Could this be a prelude to moving bin Salman out of the succession? It may well be. Don’t forget that bin Salman just got placed in succession last year in a power shift, acing out older sons who undoubtedly still resent the demotions. Reuters reports this morning that King Salman has decided to clip MBS’ wings, at least:

So grave is the fallout from the disappearance of Saudi journalist Jamal Khashoggi that King Salman has felt compelled to intervene, five sources with links to the Saudi royal family said. …

Initially the king, who has handed the day-to-day running of Saudi Arabia to his son, commonly known as MbS, was unaware of the extent of the crisis, according to two of the sources with knowledge of the Saudi royal court.
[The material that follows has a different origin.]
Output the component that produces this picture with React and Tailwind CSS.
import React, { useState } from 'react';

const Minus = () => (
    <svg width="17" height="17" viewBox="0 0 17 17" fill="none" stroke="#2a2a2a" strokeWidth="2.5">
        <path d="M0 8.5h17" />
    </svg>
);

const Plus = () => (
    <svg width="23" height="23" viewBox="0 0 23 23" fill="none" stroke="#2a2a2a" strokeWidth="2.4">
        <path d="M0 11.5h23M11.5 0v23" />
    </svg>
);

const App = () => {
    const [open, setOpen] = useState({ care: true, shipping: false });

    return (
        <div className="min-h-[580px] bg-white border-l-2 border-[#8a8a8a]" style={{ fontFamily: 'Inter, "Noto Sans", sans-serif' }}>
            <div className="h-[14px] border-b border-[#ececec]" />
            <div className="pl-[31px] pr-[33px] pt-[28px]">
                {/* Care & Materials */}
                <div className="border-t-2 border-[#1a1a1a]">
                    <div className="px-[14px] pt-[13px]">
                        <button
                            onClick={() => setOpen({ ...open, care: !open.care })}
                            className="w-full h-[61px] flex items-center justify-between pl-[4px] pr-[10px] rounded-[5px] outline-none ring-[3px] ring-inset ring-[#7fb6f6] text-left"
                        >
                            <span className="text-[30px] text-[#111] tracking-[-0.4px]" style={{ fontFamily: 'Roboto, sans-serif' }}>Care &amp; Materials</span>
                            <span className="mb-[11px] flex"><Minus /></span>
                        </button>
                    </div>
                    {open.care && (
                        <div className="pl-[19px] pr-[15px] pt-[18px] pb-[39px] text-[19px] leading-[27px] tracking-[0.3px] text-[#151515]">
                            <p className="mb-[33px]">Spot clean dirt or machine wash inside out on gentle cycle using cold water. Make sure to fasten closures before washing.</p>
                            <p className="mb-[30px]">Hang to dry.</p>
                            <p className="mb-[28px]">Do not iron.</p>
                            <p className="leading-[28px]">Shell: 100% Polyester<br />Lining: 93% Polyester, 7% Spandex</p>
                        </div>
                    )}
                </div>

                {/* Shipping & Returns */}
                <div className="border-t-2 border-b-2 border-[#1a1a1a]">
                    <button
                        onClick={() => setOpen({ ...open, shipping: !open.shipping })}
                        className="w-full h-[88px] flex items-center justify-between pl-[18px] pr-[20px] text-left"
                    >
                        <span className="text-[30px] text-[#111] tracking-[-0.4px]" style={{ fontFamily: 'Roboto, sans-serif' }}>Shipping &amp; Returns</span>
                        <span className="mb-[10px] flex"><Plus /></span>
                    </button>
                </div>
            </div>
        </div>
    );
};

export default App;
That was partly because MbS aides had been directing the king to glowing news about the country on Saudi TV channels, the sources said.

That changed as the crisis grew.

“Even if MbS wanted to keep this away from the king he couldn’t because the story about Khashoggi’s disappearance was on all the Arab and Saudi TV channels watched by the king,” one of the five sources said.

“The king started asking aides and MbS about it. MbS had to tell him and asked him to intervene when Khashoggi’s case became a global crisis,” this source said.

Since he acceded to the throne in January 2015, the king has given MbS, his favorite son, increasing authority to run Saudi Arabia. But the king’s latest intervention reflects growing disquiet among some members of the royal court about MbS’s fitness to govern, the five sources said.

If Assiri becomes the fall guy, MBS’ brothers might want to start brushing up their resumés. Abdulaziz, who runs the energy ministry, might be one possibility; another could be Faisal, who has spent the last five years governing the Madinah province and an executive in Saudi media.